**GIVEN MATERIAL**
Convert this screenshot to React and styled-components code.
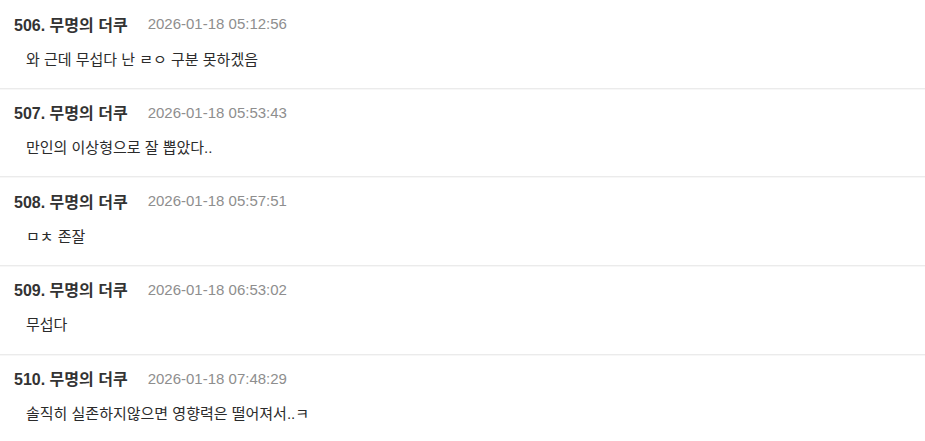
import React from 'react';
import styled, { createGlobalStyle } from 'styled-components';

const GlobalStyle = createGlobalStyle`
  html, body {
    margin: 0;
    padding: 0;
    background: #ffffff;
  }
  body {
    font-family: "Liberation Sans", "Noto Sans CJK KR", sans-serif;
    -webkit-font-smoothing: antialiased;
  }
`;

const List = styled.div`
  width: 925px;
  display: flex;
  flex-direction: column;
`;

const Comment = styled.div`
  display: flex;
  flex-direction: column;
  gap: 14px;
  padding: 12.5px 0 17.17px 14px;
  border-bottom: 1px solid ${props => (props.last ? 'transparent' : '#ebebeb')};
  box-shadow: ${props => (props.last ? 'none' : '0 1px 0 #f7f7f7')};
`;

const Header = styled.div`
  display: flex;
  align-items: center;
  height: 22px;
`;

const Author = styled.span`
  font-size: 16px;
  font-weight: 700;
  color: #333333;
  margin-right: 20px;
  white-space: nowrap;
`;

const DateText = styled.span`
  font-size: 15px;
  color: #8e8e8e;
  white-space: nowrap;
`;

const Body = styled.p`
  margin: 0 0 0 12px;
  height: 22px;
  line-height: 22px;
  font-size: 15px;
  color: #2b2b2b;
`;

const comments = [
  { no: 506, name: '무명의 더쿠', date: '2026-01-18 05:12:56', text: '와 근데 무섭다 난 ㄹㅇ 구분 못하겠음' },
  { no: 507, name: '무명의 더쿠', date: '2026-01-18 05:53:43', text: '만인의 이상형으로 잘 뽑았다..' },
  { no: 508, name: '무명의 더쿠', date: '2026-01-18 05:57:51', text: 'ㅁㅊ 존잘' },
  { no: 509, name: '무명의 더쿠', date: '2026-01-18 06:53:02', text: '무섭다' },
  { no: 510, name: '무명의 더쿠', date: '2026-01-18 07:48:29', text: '솔직히 실존하지않으면 영향력은 떨어져서..ㅋ' },
];

const App = () => {
  return (
    <>
      <GlobalStyle />
      <List>
        {comments.map((c, i) => (
          <Comment key={c.no} last={i === comments.length - 1}>
            <Header>
              <Author>{c.no}. {c.name}</Author>
              <DateText>{c.date}</DateText>
            </Header>
            <Body>{c.text}</Body>
          </Comment>
        ))}
      </List>
    </>
  );
};

export default App;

**WRITTEN REQUEST**
Copy all the data exactly as written, but skip any picture.

**COMPLETE RESPONSE**
Convert this screenshot to React and styled-components code.
import React from 'react';
import styled, { createGlobalStyle } from 'styled-components';

const GlobalStyle = createGlobalStyle`
  html, body {
    margin: 0;
    padding: 0;
    background: #ffffff;
  }
  body {
    font-family: "Liberation Sans", "Noto Sans CJK KR", sans-serif;
    -webkit-font-smoothing: antialiased;
  }
`;

const List = styled.div`
  width: 925px;
  display: flex;
  flex-direction: column;
`;

const Comment = styled.div`
  display: flex;
  flex-direction: column;
  gap: 14px;
  padding: 12.5px 0 17.17px 14px;
  border-bottom: 1px solid ${props => (props.last ? 'transparent' : '#ebebeb')};
  box-shadow: ${props => (props.last ? 'none' : '0 1px 0 #f7f7f7')};
`;

const Header = styled.div`
  display: flex;
  align-items: center;
  height: 22px;
`;

const Author = styled.span`
  font-size: 16px;
  font-weight: 700;
  color: #333333;
  margin-right: 20px;
  white-space: nowrap;
`;

const DateText = styled.span`
  font-size: 15px;
  color: #8e8e8e;
  white-space: nowrap;
`;

const Body = styled.p`
  margin: 0 0 0 12px;
  height: 22px;
  line-height: 22px;
  font-size: 15px;
  color: #2b2b2b;
`;

const comments = [
  { no: 506, name: '무명의 더쿠', date: '2026-01-18 05:12:56', text: '와 근데 무섭다 난 ㄹㅇ 구분 못하겠음' },
  { no: 507, name: '무명의 더쿠', date: '2026-01-18 05:53:43', text: '만인의 이상형으로 잘 뽑았다..' },
  { no: 508, name: '무명의 더쿠', date: '2026-01-18 05:57:51', text: 'ㅁㅊ 존잘' },
  { no: 509, name: '무명의 더쿠', date: '2026-01-18 06:53:02', text: '무섭다' },
  { no: 510, name: '무명의 더쿠', date: '2026-01-18 07:48:29', text: '솔직히 실존하지않으면 영향력은 떨어져서..ㅋ' },
];

const App = () => {
  return (
    <>
      <GlobalStyle />
      <List>
        {comments.map((c, i) => (
          <Comment key={c.no} last={i === comments.length - 1}>
            <Header>
              <Author>{c.no}. {c.name}</Author>
              <DateText>{c.date}</DateText>
            </Header>
            <Body>{c.text}</Body>
          </Comment>
        ))}
      </List>
    </>
  );
};

export default App;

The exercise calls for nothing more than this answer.